Réquiem para um sonho? Réquiem para um sonho... Olha, é um filme incrivelmente bem narrado, bem decupado, cheio de cortes e bons enquadramentos, uma narrativa simultânea de quatro personagens, planos curtos dando ritmo com uma musiquinha no fundo, e coisa e tal. Bacana, bem feito pacas, vou te contar. Mas, bom, e aí? Aí que é a triste história do lado negro do sonho americano, pessoas que se entregam à triste realidade do uso de drogas legais ou ilegais diante da sua falta de força de vontade para vencer na vida e terminam o filme em grande sofrimento por isso.
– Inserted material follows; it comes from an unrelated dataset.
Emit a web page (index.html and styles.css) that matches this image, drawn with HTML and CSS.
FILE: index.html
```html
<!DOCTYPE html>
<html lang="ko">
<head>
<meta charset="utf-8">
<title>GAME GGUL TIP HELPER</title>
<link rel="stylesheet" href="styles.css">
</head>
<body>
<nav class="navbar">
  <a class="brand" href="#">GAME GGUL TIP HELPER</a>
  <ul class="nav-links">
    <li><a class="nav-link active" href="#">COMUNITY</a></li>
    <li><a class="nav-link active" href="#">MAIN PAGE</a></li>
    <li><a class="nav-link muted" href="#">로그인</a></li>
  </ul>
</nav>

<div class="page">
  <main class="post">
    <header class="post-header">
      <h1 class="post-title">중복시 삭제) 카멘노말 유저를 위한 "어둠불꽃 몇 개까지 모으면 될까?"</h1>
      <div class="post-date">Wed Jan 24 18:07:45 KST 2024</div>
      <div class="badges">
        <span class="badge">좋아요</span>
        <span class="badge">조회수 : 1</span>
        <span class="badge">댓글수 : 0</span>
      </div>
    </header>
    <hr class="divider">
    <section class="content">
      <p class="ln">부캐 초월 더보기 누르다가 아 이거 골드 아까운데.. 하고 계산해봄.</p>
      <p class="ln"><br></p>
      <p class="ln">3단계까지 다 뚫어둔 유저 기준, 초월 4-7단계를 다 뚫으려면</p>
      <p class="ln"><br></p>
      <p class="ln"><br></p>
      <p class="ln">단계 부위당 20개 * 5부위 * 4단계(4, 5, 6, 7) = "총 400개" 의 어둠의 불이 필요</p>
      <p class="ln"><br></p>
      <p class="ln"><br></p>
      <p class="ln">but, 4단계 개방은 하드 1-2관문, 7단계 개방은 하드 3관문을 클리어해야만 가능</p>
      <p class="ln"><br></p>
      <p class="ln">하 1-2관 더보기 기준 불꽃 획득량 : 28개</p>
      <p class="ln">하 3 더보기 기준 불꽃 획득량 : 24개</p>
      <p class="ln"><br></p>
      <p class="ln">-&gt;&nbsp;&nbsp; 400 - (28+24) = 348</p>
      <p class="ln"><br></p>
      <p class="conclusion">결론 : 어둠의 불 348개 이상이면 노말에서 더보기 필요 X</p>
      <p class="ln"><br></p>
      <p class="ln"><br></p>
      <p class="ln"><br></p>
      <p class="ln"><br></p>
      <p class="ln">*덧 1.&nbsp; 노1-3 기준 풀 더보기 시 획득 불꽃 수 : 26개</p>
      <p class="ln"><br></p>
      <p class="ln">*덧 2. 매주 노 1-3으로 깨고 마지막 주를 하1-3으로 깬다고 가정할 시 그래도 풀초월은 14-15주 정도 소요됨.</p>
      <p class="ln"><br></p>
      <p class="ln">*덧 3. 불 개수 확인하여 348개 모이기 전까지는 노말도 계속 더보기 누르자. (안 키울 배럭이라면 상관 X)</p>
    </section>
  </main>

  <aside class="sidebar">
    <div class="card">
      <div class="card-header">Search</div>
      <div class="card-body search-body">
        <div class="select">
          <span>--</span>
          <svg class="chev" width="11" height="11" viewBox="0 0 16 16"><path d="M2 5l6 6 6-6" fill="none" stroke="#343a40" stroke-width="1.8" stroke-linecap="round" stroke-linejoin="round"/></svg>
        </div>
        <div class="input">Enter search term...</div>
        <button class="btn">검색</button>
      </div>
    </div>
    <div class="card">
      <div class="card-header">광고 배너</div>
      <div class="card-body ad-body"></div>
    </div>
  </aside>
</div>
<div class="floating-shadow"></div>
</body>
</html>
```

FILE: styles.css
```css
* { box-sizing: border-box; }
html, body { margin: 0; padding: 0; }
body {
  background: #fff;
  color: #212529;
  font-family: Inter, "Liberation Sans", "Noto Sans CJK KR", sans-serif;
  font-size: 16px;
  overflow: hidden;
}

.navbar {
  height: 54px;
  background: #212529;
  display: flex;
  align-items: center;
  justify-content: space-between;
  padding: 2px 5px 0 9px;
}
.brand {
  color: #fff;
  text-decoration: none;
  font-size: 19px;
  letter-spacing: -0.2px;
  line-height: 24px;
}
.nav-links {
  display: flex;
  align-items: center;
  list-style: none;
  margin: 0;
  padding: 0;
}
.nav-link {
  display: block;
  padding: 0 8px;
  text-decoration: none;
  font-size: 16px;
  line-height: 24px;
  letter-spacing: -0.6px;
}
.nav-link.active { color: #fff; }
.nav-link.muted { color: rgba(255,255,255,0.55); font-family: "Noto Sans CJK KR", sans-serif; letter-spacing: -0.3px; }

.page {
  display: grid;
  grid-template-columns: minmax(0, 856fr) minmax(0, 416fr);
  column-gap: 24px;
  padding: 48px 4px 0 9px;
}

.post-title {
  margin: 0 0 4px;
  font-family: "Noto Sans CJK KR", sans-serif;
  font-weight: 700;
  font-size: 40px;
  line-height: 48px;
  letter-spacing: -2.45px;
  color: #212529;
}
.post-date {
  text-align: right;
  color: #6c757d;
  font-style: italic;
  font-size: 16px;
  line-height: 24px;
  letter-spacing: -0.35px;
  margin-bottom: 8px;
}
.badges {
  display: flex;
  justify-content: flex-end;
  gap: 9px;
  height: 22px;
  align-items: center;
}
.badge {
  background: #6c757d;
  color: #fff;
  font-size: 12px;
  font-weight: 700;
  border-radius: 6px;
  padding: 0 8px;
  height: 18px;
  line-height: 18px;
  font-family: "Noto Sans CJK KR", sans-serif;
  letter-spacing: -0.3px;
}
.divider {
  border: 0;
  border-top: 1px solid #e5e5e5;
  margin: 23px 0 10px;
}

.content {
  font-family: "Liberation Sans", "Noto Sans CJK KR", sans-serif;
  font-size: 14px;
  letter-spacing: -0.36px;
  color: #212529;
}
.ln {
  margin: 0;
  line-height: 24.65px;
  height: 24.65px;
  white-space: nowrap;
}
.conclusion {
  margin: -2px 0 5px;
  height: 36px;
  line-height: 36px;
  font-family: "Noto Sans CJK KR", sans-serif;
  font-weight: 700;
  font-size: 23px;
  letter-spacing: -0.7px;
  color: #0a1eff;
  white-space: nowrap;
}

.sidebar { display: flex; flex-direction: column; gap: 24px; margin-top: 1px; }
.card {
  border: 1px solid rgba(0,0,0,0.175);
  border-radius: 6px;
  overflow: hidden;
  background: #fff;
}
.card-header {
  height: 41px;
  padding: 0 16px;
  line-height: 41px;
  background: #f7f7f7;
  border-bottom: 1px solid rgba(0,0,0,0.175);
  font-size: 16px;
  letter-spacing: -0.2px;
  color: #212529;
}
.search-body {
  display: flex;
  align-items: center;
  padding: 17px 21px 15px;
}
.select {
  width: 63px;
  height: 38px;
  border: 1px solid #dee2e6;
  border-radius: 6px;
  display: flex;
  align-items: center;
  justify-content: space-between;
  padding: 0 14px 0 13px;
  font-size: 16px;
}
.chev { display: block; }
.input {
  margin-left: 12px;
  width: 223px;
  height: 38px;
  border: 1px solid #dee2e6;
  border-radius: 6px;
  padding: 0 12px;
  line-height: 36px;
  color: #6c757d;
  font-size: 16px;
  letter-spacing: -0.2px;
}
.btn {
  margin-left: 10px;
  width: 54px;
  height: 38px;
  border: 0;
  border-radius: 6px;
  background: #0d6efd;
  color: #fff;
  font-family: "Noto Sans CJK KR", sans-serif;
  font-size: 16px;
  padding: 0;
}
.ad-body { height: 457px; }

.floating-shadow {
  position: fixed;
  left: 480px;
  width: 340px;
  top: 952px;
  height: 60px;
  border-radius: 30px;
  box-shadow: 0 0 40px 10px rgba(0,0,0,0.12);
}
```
Pessoalmente, não tenho problema algum com o tipo de filme narrativo clássico feito nos EUA, um filme que se propõe a ser uma comédia romântica seguindo padrões do arco da velha não me parece algo, em si, atacável, afinal de contas cada um tem suas ambições, e não me parece correto atacar uma proposta por ser repetitiva e sem ambição se isso for assumido com honestidade. E mesmo que seja natural do comércio dar algum verniz ao produto, temos que admitir que aí, não raro, o jogo é só com quem quer ser enganado.
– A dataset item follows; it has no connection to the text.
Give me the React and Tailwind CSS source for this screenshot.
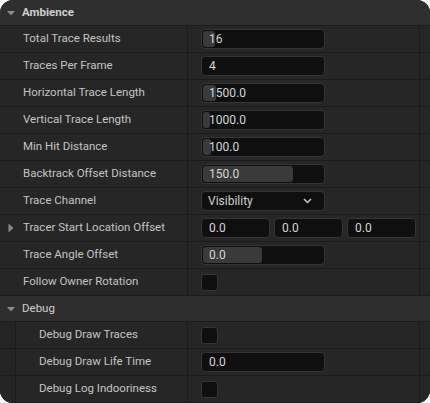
import React from "react";

const Caret = ({ open }) =>
  open ? (
    <svg width="10" height="10" viewBox="0 0 10 10" className="shrink-0">
      <path d="M1 3 L9 3 L5 7.5 Z" fill="#8a8a8a" />
    </svg>
  ) : (
    <svg width="10" height="12" viewBox="0 0 10 12" className="shrink-0">
      <path d="M2.5 1.5 L7.5 6 L2.5 10.5 Z" fill="#8a8a8a" />
    </svg>
  );

const NumberBox = ({ value, fill, width = "w-[124px]" }) => (
  <div className={`relative flex items-center h-[20px] ${width} rounded-[4px] bg-[#0f0f0f] border border-[#353535] overflow-hidden`}>
    {fill != null && (
      <div className="absolute left-[1px] top-[1px] bottom-[1px] rounded-[3px] bg-[#3a3a3a]" style={{ width: fill }} />
    )}
    <span className="relative pl-[7px] text-[12px] leading-none text-[#d6d6d6]">{value}</span>
  </div>
);

const Check = () => <div className="h-[17px] w-[17px] rounded-[3px] bg-[#0f0f0f] border border-[#353535]" />;

const Row = ({ label, children, indent, caret }) => (
  <div className="flex h-[27px] border-b border-[#1b1b1b] bg-[#262626]">
    {indent && <div className="w-[16px] border-r border-[#1b1b1b] bg-[#242424]" />}
    <div className={`flex items-center ${indent ? "w-[172px] pl-[23px]" : "w-[188px] pl-[23px]"} border-r border-[#1b1b1b] relative`}>
      {caret && <div className="absolute left-[6px] top-[7px]"><Caret /></div>}
      <span className="text-[11.5px] text-[#c4c4c4] whitespace-nowrap">{label}</span>
    </div>
    <div className="flex flex-1 items-center gap-[4px] pl-[13px] border-r border-[#1b1b1b]">{children}</div>
    <div className="w-[10px]" />
  </div>
);

const Header = ({ title }) => (
  <div className="flex h-[26px] items-center gap-[6px] pl-[6px] bg-[#2e2e2e] border-b border-[#1b1b1b]">
    <Caret open />
    <span className="text-[11.5px] text-[#cfcfcf]">{title}</span>
  </div>
);

export default function App() {
  return (
    <div className="bg-white w-[430px] h-[403px]" style={{ fontFamily: "Roboto, 'Noto Sans', sans-serif" }}>
      <div className="w-[430px] h-[403px] rounded-[13px] overflow-hidden bg-[#262626]">
        <div className="h-[25px] flex items-center gap-[6px] pl-[6px] bg-[#2f2f2f] border-b border-[#1b1b1b] box-content">
          <Caret open />
          <span className="text-[11.5px] font-bold text-[#d0d0d0]">Ambience</span>
        </div>
        <Row label="Total Trace Results"><NumberBox value="16" fill={12} /></Row>
        <Row label="Traces Per Frame"><NumberBox value="4" /></Row>
        <Row label="Horizontal Trace Length"><NumberBox value="1500.0" fill={13} /></Row>
        <Row label="Vertical Trace Length"><NumberBox value="1000.0" fill={7} /></Row>
        <Row label="Min Hit Distance"><NumberBox value="100.0" fill={8} /></Row>
        <Row label="Backtrack Offset Distance"><NumberBox value="150.0" fill={90} /></Row>
        <Row label="Trace Channel">
          <div className="flex h-[20px] w-[124px] items-center justify-between rounded-[4px] bg-[#0f0f0f] border border-[#353535] pl-[6px] pr-[12px]">
            <span className="text-[12px] leading-none text-[#d0d0d0]">Visibility</span>
            <svg width="9" height="6" viewBox="0 0 9 6">
              <path d="M1 1 L4.5 4.5 L8 1" stroke="#c8c8c8" strokeWidth="1.5" fill="none" />
            </svg>
          </div>
        </Row>
        <Row label="Tracer Start Location Offset" caret>
          <NumberBox value="0.0" width="w-[69px]" />
          <NumberBox value="0.0" width="w-[69px]" />
          <NumberBox value="0.0" width="w-[69px]" />
        </Row>
        <Row label="Trace Angle Offset"><NumberBox value="0.0" fill={59} /></Row>
        <Row label="Follow Owner Rotation"><Check /></Row>
        <Header title="Debug" />
        <Row label="Debug Draw Traces" indent><Check /></Row>
        <Row label="Debug Draw Life Time" indent><NumberBox value="0.0" /></Row>
        <Row label="Debug Log Indooriness" indent><Check /></Row>
      </div>
    </div>
  );
}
Mas aí é que a gente chega ao problema que eu estou dando voltas para encontrar. Há nas telas um certo tipo de filme com um verniz especial, verniz bonito, bem trabalhado e pintado e às vezes é até um verniz original, mas é só um verniz. O fato de Réquiem para um sonho ter uma história contada de um jeito eficiente e até original (mas não muito) não esconde a imensa caretice que o filme é. Ou não? Não consigo não pensar na sua lição moral final, em que Sara, a mãe, em seus delírios finais imagina pela enésima vez receber seu sonhado prêmio, e só nesse instante final do filme é que em seu delírio aparece seu filho, e, ao contrário de como ele se apresenta no filme, no sonho da mãe ele está com um cabelo engomadinho. Tendo visto a triste perda que ele sofreu instantes antes, o espectador vê sua mãe delirando que o está abraçando, e confessa que está orgulhosa "da força de vontade que ele sempre exibiu".
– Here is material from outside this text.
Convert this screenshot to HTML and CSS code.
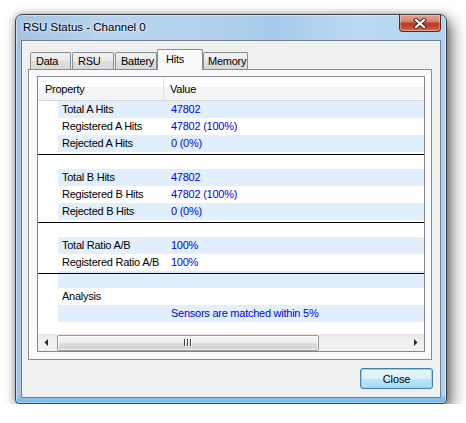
FILE: index.html
```html
<!DOCTYPE html>
<html>
<head>
<meta charset="utf-8">
<title>RSU Status - Channel 0</title>
<link rel="stylesheet" href="styles.css">
</head>
<body>
<div class="window">
  <div class="titlebar">
    <span class="title">RSU Status - Channel 0</span>
    <div class="close-cap">
      <svg width="14" height="11" viewBox="0 0 14 11">
        <path d="M3 2 L11 9 M11 2 L3 9" stroke="#4a2420" stroke-width="4.2" stroke-linecap="square" fill="none"/>
        <path d="M3 2 L11 9 M11 2 L3 9" stroke="#ffffff" stroke-width="2.2" stroke-linecap="square" fill="none"/>
      </svg>
    </div>
  </div>
  <div class="client">
    <div class="tabstrip">
      <div class="tab t-data">Data</div>
      <div class="tab t-rsu">RSU</div>
      <div class="tab t-batt">Battery</div>
      <div class="tab t-hits selected">Hits</div>
      <div class="tab t-mem">Memory</div>
    </div>
    <div class="panel">
      <div class="list">
        <div class="header">
          <div class="hcell hprop">Property</div>
          <div class="hcell hval">Value</div>
        </div>
        <div class="rows">
          <div class="row alt"><span class="prop">Total A Hits</span><span class="val">47802</span></div>
          <div class="row"><span class="prop">Registered A Hits</span><span class="val">47802 (100%)</span></div>
          <div class="row alt"><span class="prop">Rejected A Hits</span><span class="val">0 (0%)</span></div>
          <div class="row sep"></div>
          <div class="row alt"><span class="prop">Total B Hits</span><span class="val">47802</span></div>
          <div class="row"><span class="prop">Registered B Hits</span><span class="val">47802 (100%)</span></div>
          <div class="row alt"><span class="prop">Rejected B Hits</span><span class="val">0 (0%)</span></div>
          <div class="row sep"></div>
          <div class="row alt"><span class="prop">Total Ratio A/B</span><span class="val">100%</span></div>
          <div class="row"><span class="prop">Registered Ratio A/B</span><span class="val">100%</span></div>
          <div class="row alt sep"></div>
          <div class="row"><span class="prop">Analysis</span><span class="val"></span></div>
          <div class="row alt"><span class="prop"></span><span class="val">Sensors are matched within 5%</span></div>
        </div>
        <div class="hscroll">
          <div class="sbtn">
            <svg width="5" height="7" viewBox="0 0 5 7"><path d="M4 0 L4 7 L0.5 3.5 Z" fill="#2a2a2a"/></svg>
          </div>
          <div class="track">
            <div class="thumb">
              <div class="grip"><i></i><i></i><i></i></div>
            </div>
          </div>
          <div class="sbtn">
            <svg width="5" height="7" viewBox="0 0 5 7"><path d="M1 0 L1 7 L4.5 3.5 Z" fill="#2a2a2a"/></svg>
          </div>
        </div>
      </div>
    </div>
    <button class="btn">Close</button>
  </div>
</div>
</body>
</html>
```

FILE: styles.css
```css
html, body {
  margin: 0;
  padding: 0;
  background: #ffffff;
}

body {
  font-family: "Liberation Sans", Arial, sans-serif;
  font-size: 11px;
  color: #000;
}

.window {
  margin: 14px 0 0 15px;
  width: 432px;
  height: 390px;
  box-sizing: border-box;
  border: 1px solid #3a4048;
  border-radius: 7px 7px 4px 4px;
  padding: 0 5px 5px;
  display: flex;
  flex-direction: column;
  background:
    linear-gradient(to top, #4dbdf2 0, #6fb8ea 1px, #8cc4ec 5px, rgba(140,196,236,0) 8px),
    linear-gradient(to right, #a3c3e3 0%, #b7d3ee 20%, #b3d1ee 45%, #a7cbec 60%, #bcd9f3 80%, #b0d3f2 100%);
  box-shadow: inset 0 0 0 1px rgba(255,255,255,0.45), 5px 7px 16px rgba(0,0,0,0.55), 0 0 7px rgba(0,0,0,0.3);
}

.titlebar {
  height: 25px;
  display: flex;
  align-items: flex-start;
}

.title {
  font-size: 11.5px;
  line-height: 14px;
  margin: 5px 0 0 2px;
  color: #000;
  text-shadow: 0 0 6px rgba(255,255,255,0.9), 0 0 3px rgba(255,255,255,0.7);
}

.close-cap {
  margin-left: auto;
  width: 42px;
  height: 17px;
  box-sizing: border-box;
  border: 1px solid #5a2621;
  border-top: none;
  border-radius: 0 0 4px 4px;
  background: linear-gradient(#e3a597 0%, #d6836f 40%, #bd3b26 52%, #c2432d 75%, #d9765c 100%);
  box-shadow: inset 0 0 0 1px rgba(255,210,200,0.45);
  display: flex;
  align-items: center;
  justify-content: center;
}

.close-cap svg {
  display: block;
}

.client {
  height: 358px;
  box-sizing: border-box;
  border: 1px solid #6f7e8e;
  background: #f0f0f0;
  padding: 8px 7px 8px 6px;
  display: flex;
  flex-direction: column;
}

.tabstrip {
  height: 20px;
  margin-left: 2px;
  display: flex;
  align-items: flex-end;
}

.tab {
  box-sizing: border-box;
  height: 17px;
  border: 1px solid #898c95;
  border-bottom: none;
  border-radius: 2px 2px 0 0;
  background: linear-gradient(#f3f3f3, #e9e9e9 50%, #dedede 51%, #d9d9d9);
  line-height: 16px;
  padding-left: 5px;
  letter-spacing: -0.25px;
  white-space: nowrap;
}

.t-data { width: 41px; margin-right: 1px; }
.t-rsu { width: 42px; margin-right: 1px; }
.t-batt { width: 42px; }
.t-hits { width: 46px; padding-left: 8px; }
.t-mem { width: 45px; padding-left: 4px; }

.tab.selected {
  height: 21px;
  margin-bottom: -1px;
  background: #fafafa;
  padding-top: 1px;
  position: relative;
  z-index: 1;
}

.panel {
  width: 404px;
  height: 291px;
  box-sizing: border-box;
  border: 1px solid #898c95;
  background: #fafafa;
  padding: 6px 6px 7px 8px;
}

.list {
  width: 388px;
  height: 276px;
  box-sizing: border-box;
  border: 1px solid #828790;
  background: #ffffff;
  display: flex;
  flex-direction: column;
  letter-spacing: -0.25px;
}

.header {
  height: 24px;
  box-sizing: border-box;
  border-bottom: 1px solid #d5d5d5;
  background: linear-gradient(#ffffff 0, #ffffff 45%, #f4f5f6 45%, #f4f5f6 100%);
  display: flex;
}

.hcell {
  line-height: 23px;
  padding-top: 1px;
  box-sizing: border-box;
}

.hprop {
  width: 126px;
  padding-left: 7px;
  border-right: 1px solid #e3e5e8;
}

.hval {
  padding-left: 6px;
}

.rows {
  flex: 1;
}

.row {
  height: 17px;
  display: grid;
  grid-template-columns: 125px 1fr;
  line-height: 17px;
  white-space: nowrap;
}

.row.alt {
  background: linear-gradient(to right, transparent 20px, #e1f0fc 20px);
}

.row.sep {
  background: linear-gradient(#000, #000) no-repeat 0 2px / 100% 1px;
}

.row.alt.sep {
  background:
    linear-gradient(#000, #000) no-repeat 0 2px / 100% 1px,
    linear-gradient(to right, transparent 20px, #e1f0fc 20px);
}

.prop {
  padding-left: 24px;
}

.val {
  padding-left: 8px;
  color: #0000f0;
}

.hscroll {
  height: 17px;
  display: flex;
  background: linear-gradient(#e6e6e6, #f1f1f1 40%, #f1f1f1);
}

.sbtn {
  width: 17px;
  display: flex;
  align-items: center;
  justify-content: center;
}

.sbtn svg {
  display: block;
}

.track {
  flex: 1;
  display: flex;
  align-items: center;
}

.thumb {
  margin-left: 2px;
  width: 262px;
  height: 16px;
  box-sizing: border-box;
  border: 1px solid #9a9a9a;
  border-radius: 2px;
  background: linear-gradient(#f6f6f6, #ececec 48%, #dcdcdc 52%, #d3d3d3);
  box-shadow: inset 0 0 0 1px rgba(255,255,255,0.7);
  display: flex;
  align-items: center;
  justify-content: center;
}

.grip {
  display: flex;
  gap: 1px;
}

.grip i {
  display: block;
  width: 1px;
  height: 7px;
  background: #3c3c3c;
  border-right: 1px solid #ffffff;
}

.btn {
  align-self: flex-end;
  margin-top: 8px;
  width: 73px;
  height: 21px;
  box-sizing: border-box;
  border: 1px solid #3c7fb1;
  border-radius: 3px;
  background: linear-gradient(#eaf6fd 0, #d9f0fc 50%, #bee6fd 50%, #a7d9f5 100%);
  box-shadow: inset 0 0 0 1px #7fdcfb;
  font-family: "Liberation Sans", Arial, sans-serif;
  font-size: 11px;
  color: #000;
  padding: 0;
  letter-spacing: -0.1px;
}
```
Isso poderia soar como uma ironia com os ideais da mãe do rapaz, assim como certamente o é a mudança de cabelo, mas não, não é por aí não. Este é o momento em que parece que o discurso do filme parece reconhecer que o discurso careta, mesmo que possa parecer ridículo (como o é o cabelo do rapaz no sonho), é na verdade a alternativa "saudável", o pólo "do bem" de uma sociedade. O que me pareceu que o filme procura deixar claro nesse final é que faltou força de vontade aos personagens para não cair no ciclo que de alguma forma os destruiu, quer dizer, o narrador tem péssima opinião sobre seus personagens, embora nutra por eles uma pena condescendente. Na verdade, houve um momento em que o filme parecia se identificar plenamente com o olhar dos seus personagens, é o olhar das pessoas que assistem desconsoladas para Sara quando ela entra em crise na porta da emissora de TV, um olhar de pena, de solidariedade com um mundo "feio" e "auto-destrutivo". No resto dos momentos, os personagens agem como estúpidos, absolutamente incapazes de sequer perceber o buraco em que estão se metendo, agindo de forma a criar seus próprios problemas para que no final nós saibamos que tudo que eles fizeram foi errado. A montagem original pode apresentar um clima de hiper-realismo, mas a história força a barra o tempo todo para seguir o caminho pretendido por uma visão de mundo claramente determinada, e são justamente essas implausibilidades que fazem do filme uma fábula social, muito mais que um filme-denúncia. Uma fábula que, querendo "ver o lado negro da América", acaba apenas por denunciar seu moralismo conservador.

Decerto muita empolgação surgirá na recepção a Réquiem para um sonho, e nem acho que temos motivos para nos impressionar com isso. Afinal de contas, o filme é incrivelmente bem-narrado visualmente, super moderno na sua digestão dos manuais de corte e costura, dando-lhe um verniz todo especial, bonito mesmo, e igualmente sua dramaturgia é bastante funcional – porque nós poderíamos argumentar que a narrativa simultânea é usada apenas porque isso é moda desde Pulp Fiction e Short Cuts e que, no fundo, o filme segue fielmente as regras dos dramalhões moralistas, mas isso não é muito mais que opinião e não nega o fato de que a narrativa do filme é plenamente assimilável por seu público. E às vezes podemos achar que o problema é que o filme se vende como "arte", e que as pessoas estão comprando gato por lebre, mas a verdade é que tem gente que gosta de comprar felinos mesmo.

Sobre Réquiem para um sonho, mais uma vez? Há um narrador que aprendeu todas as artimanhas para contar bem sua história. Pena que sua história apresente uma visão de mundo tão ingênua e moralista.

(Bem, mas é preciso reconhecer que o filme mostra interesse em olhar para o mundo, e isso é sempre um bom começo, não mais que isso.)